The lawmaker said he still supports the proposed tax incentives for work-from-home employees as this would make them more efficient and also motivate employers to adopt telecommuting.
For this to be possible, he said the Bureau of Internal Revenue should first amend its regulations to include work-from-home allowance as part of the non-taxable worker benefits.
On the proposed electricity allowance for work-from-home workers, Villanueva said this may also need the concurrence of employers, noting that under the law, the telecommuting arrangement should be agreed upon by both parties.
While agreeing that more employers should be encouraged to implement telecommuting, Villanueva said some industries cannot be mandated to comply.
“For example, the linemen of electric companies, safety officials, field personnel. May joke nga ‘yung mga nagtatrabaho sa morgue, ayaw nilang dalhin sa bahay ang trabaho nila (Workers in morgues even joked that they do not want to bring their jobs at home),” he noted.
“Not all kinds of work can be brought home,” he pointed out.

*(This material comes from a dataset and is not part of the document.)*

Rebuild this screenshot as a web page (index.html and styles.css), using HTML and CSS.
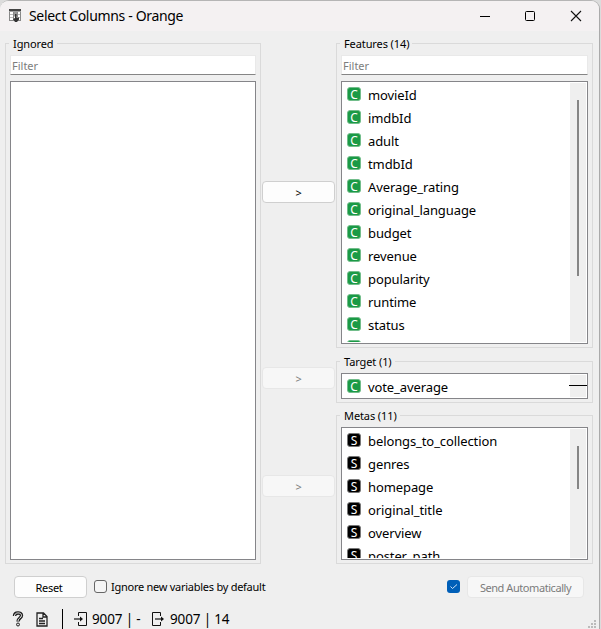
FILE: index.html
```html
<!DOCTYPE html>
<html lang="en">
<head>
<meta charset="utf-8">
<title>Select Columns - Orange</title>
<link rel="stylesheet" href="styles.css">
</head>
<body>
<div class="window">
  <header class="titlebar">
    <svg class="app-icon" width="13" height="14" viewBox="0 0 13 14"><path fill="#fff" d="M0 0h12v12H0z"/><path fill="#444" d="M0 0h12v2.500H0z"/><path stroke="#888" d="M.5 3v9M4.500 3v9M8.500 3v5M11.500 3v9M0 11.500h12" fill="none"/><path stroke="#bbb" d="M1 5.500h3M1 8.500h3M9 5.500h2M9 8.500h2"/><path fill="#999" d="M5 2.500h3v5H5z"/><path fill="#333" d="M6 5h1.500v3.500H10v2l-2 2.500H6l-2-3 2-1z"/></svg>
    <h1>Select Columns - Orange</h1>
    <svg class="controls" width="100" height="12" viewBox="0 0 100 12" fill="none" stroke="#111"><path d="M0 6.500h10" stroke="#000"/><rect x="45.500" y="1.500" width="9" height="9" rx="1" stroke="#000"/><path d="M91 1l10 10M101 1L91 11" stroke-width="1.100"/></svg>
  </header>
  <main class="panels">
    <section class="group ignored">
      <h2 class="legend">Ignored</h2>
      <div class="filter">Filter</div>
      <div class="list"></div>
    </section>
    <div class="moves">
      <button class="btn">&gt;</button>
      <button class="btn off second">&gt;</button>
      <button class="btn off third">&gt;</button>
    </div>
    <div class="right">
      <section class="group features">
        <h2 class="legend">Features (14)</h2>
        <div class="filter">Filter</div>
        <div class="list">
          <ul>
            <li><i>C</i><span>movieId</span></li>
            <li><i>C</i><span>imdbId</span></li>
            <li><i>C</i><span>adult</span></li>
            <li><i>C</i><span>tmdbId</span></li>
            <li><i>C</i><span>Average_rating</span></li>
            <li><i>C</i><span>original_language</span></li>
            <li><i>C</i><span>budget</span></li>
            <li><i>C</i><span>revenue</span></li>
            <li><i>C</i><span>popularity</span></li>
            <li><i>C</i><span>runtime</span></li>
            <li><i>C</i><span>status</span></li>
            <li><i></i></li>
          </ul>
          <div class="scroll"><div class="thumb"></div></div>
        </div>
      </section>
      <section class="group target">
        <h2 class="legend">Target (1)</h2>
        <div class="list">
          <ul><li><i>C</i><span>vote_average</span></li></ul>
          <div class="scroll"><div class="dash"></div></div>
        </div>
      </section>
      <section class="group metas">
        <h2 class="legend">Metas (11)</h2>
        <div class="list">
          <ul>
            <li><i>S</i><span>belongs_to_collection</span></li>
            <li><i>S</i><span>genres</span></li>
            <li><i>S</i><span>homepage</span></li>
            <li><i>S</i><span>original_title</span></li>
            <li><i>S</i><span>overview</span></li>
            <li><i>S</i><span>poster_path</span></li>
          </ul>
          <div class="scroll"><div class="thumb"></div></div>
        </div>
      </section>
    </div>
  </main>
  <div class="actions">
    <button class="btn reset">Reset</button>
    <span class="check"></span>
    <span class="check-label">Ignore new variables by default</span>
    <span class="check on"><svg width="13" height="13" viewBox="0 0 13 13"><path d="M3.500 6.500l2 2L10 4.500" fill="none" stroke="#cde0f5"/></svg></span>
    <button class="btn off send">Send Automatically</button>
  </div>
  <footer class="status">
    <svg width="12" height="16" viewBox="0 0 12 16"><path d="M2.500 5C2.500 1 9.500 1 9.500 4.500C9.500 7 6 7 6 10.500" fill="none" stroke="#222" stroke-width="3.400"/><path d="M2.500 5C2.500 1 9.500 1 9.500 4.500C9.500 7 6 7 6 10" fill="none" stroke="#eee" stroke-width="1"/><circle cx="6" cy="13.500" r="1.500" fill="#ddd" stroke="#222"/></svg>
    <svg class="doc" width="12" height="15" viewBox="0 0 12 15" fill="none" stroke="#222" stroke-width="1.300"><path d="M1 1h6.500l3.500 3.500V14H1zM7 1v4h4M3 6.500h4M3 9h6M3 11.500h6"/></svg>
    <span class="bar"></span>
    <svg class="in" width="14" height="15" viewBox="0 0 14 15"><path d="M4.500 4V.5h8v13h-8V10" fill="none" stroke="#111"/><path d="M0 7h7" stroke="#111" stroke-width="1.200"/><path d="M6 4.500l3 2.500-3 2.500z" fill="#111"/></svg>
    <span class="count in-count">9007 | -</span>
    <svg class="out" width="14" height="15" viewBox="0 0 14 15"><path d="M9.500 4V.5h-8v13h8V10" fill="none" stroke="#111"/><path d="M4 7h7" stroke="#111" stroke-width="1.200"/><path d="M10 4.500L13 7l-3 2.500z" fill="#111"/></svg>
    <span class="count">9007 | 14</span>
    <svg class="grip" width="10" height="8" viewBox="0 0 10 8" fill="#bbb"><path d="M6 0h2v2H6zM3 3h2v2H3zM6 3h2v2H6zM0 6h2v2H0zM3 6h2v2H3zM6 6h2v2H6z"/></svg>
  </footer>
</div>
</body>
</html>
```
FILE: styles.css
```css
* { box-sizing: border-box; }
body { margin: 0; width: 601px; height: 629px; overflow: hidden; background: #dcdcdc; font: 11px/13px "Noto Sans", "Open Sans", sans-serif; letter-spacing: -.26px; color: #000; }
h1, h2, ul { margin: 0; padding: 0; font-weight: 400; }
.window { width: 600px; height: 629px; background: #efefef; border-top: 1px solid #b5b5b5; border-right: 1px solid #aaa; border-radius: 9px 9px 0 0; overflow: hidden; display: flex; flex-direction: column; }
.titlebar { height: 30px; flex: none; background: #f4f1f2; display: flex; align-items: center; padding-left: 9px; }
.app-icon { margin-right: 7px; }
h1 { font-size: 14px; line-height: 20px; letter-spacing: -.33px; white-space: nowrap; }
.controls { margin-left: auto; margin-right: 19px; overflow: visible; }
.panels { display: flex; height: 521px; margin: 12px 0 0 5px; flex: none; }
.group { border: 1px solid #dadada; padding: 0 4px 3px; display: flex; flex-direction: column; }
.ignored { width: 256px; }
.legend { align-self: flex-start; height: 13px; margin: -7px 0 5px -1px; padding: 0 3px 0 4px; background: #efefef; font-size: 11px; line-height: 14px; letter-spacing: -.1px; white-space: nowrap; }
.filter { height: 20px; flex: none; margin-bottom: 6px; padding: 3px 1px; background: #fff; border: 1px solid #e9e9e9; border-bottom-color: #858585; color: #7d7d7d; letter-spacing: 0; }
.list { flex: 1; min-height: 0; border: 1px solid #858589; background: #fff; padding: 1px; display: flex; overflow: hidden; }
.moves { width: 75px; padding: 138px 1px 0; }
.btn { display: block; width: 73px; height: 22px; padding: 0; border: 1px solid #cfcfcf; border-radius: 4px; background: #fdfdfd; font: inherit; letter-spacing: inherit; color: #000; }
.btn.off { background: #f7f7f7; border-color: #e7e7e7; color: #7c7c7c; }
.second { margin-top: 164px; }
.third { margin-top: 86px; }
.right { width: 257px; display: flex; flex-direction: column; }
.features { height: 305px; margin-bottom: 13px; }
.target { height: 42px; margin-bottom: 12px; }
.metas { height: 149px; }
ul { flex: 1; list-style: none; padding-left: 4px; overflow: hidden; padding-top: 1px; }
li { height: 23px; display: flex; align-items: center; gap: 7px; font-size: 13px; line-height: 19px; letter-spacing: -.1px; white-space: nowrap; }
li i { width: 14px; height: 14px; margin-top: -3px; border-radius: 3px; border: 1px solid #72bd8b; background: #1b9a46; color: #fff; font-style: normal; font-size: 12px; line-height: 13px; text-align: center; }
.metas li i { background: #000; border-color: #777; }
.scroll { width: 16px; background: #efefef; display: flex; justify-content: center; }
.thumb { width: 2px; height: 176px; margin-top: 17px; background: #858585; }
.metas .thumb { height: 43px; }
.dash { width: 18px; height: 1px; flex: none; background: #000; margin-top: 10px; margin-left: -1px; }
.target .legend, .metas .legend { margin-bottom: 5px; }
.actions { display: flex; align-items: flex-start; padding: 12px 0 0 14px; height: 45px; flex: none; }
.reset { padding-right: 3px; }
.check { width: 13px; height: 13px; margin: 4px 4px 0 7px; border: 1px solid #666; border-radius: 3px; background: #f5f5f5; }
.check-label { margin-top: 4px; white-space: nowrap; }
.on { margin: 4px 7px 0 auto; border: 0; background: #005fb8; }
.on svg { display: block; }
.send { width: 117px; margin-right: 15px; letter-spacing: -.44px; }
.status { display: flex; align-items: center; height: 20px; padding-left: 12px; flex: none; }
.doc { margin-left: 12px; }
.bar { width: 1px; height: 20px; background: #000; margin: 0 11px 0 14px; }
.count { font-size: 13.500px; line-height: 18px; letter-spacing: -.15px; white-space: nowrap; }
.in { margin-right: 4px; }
.in-count { width: 59px; }
.out { margin-right: 5px; }
.grip { margin: 10px 1px 0 auto; }
```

He said another challenge is that “not all employers have the capacity to convert their operation to a virtual model.”
Villanueva said that telecommuting was given a pilot period of three years, when the Department of Labor and Employment must come up with a baseline of jobs and evaluate which can be placed under such arrangement.
Sen. Francis Tolentino filed a bill seeking the grant of a P1,000 monthly allowance for work-from-home employees to help them in the additional electricity charges caused by telecommuting. The allowances given by the employers shall be deducted from their income tax payments.
Sen. Imee Marcos, meanwhile, filed a measure proposing to make telecommuting mandatory.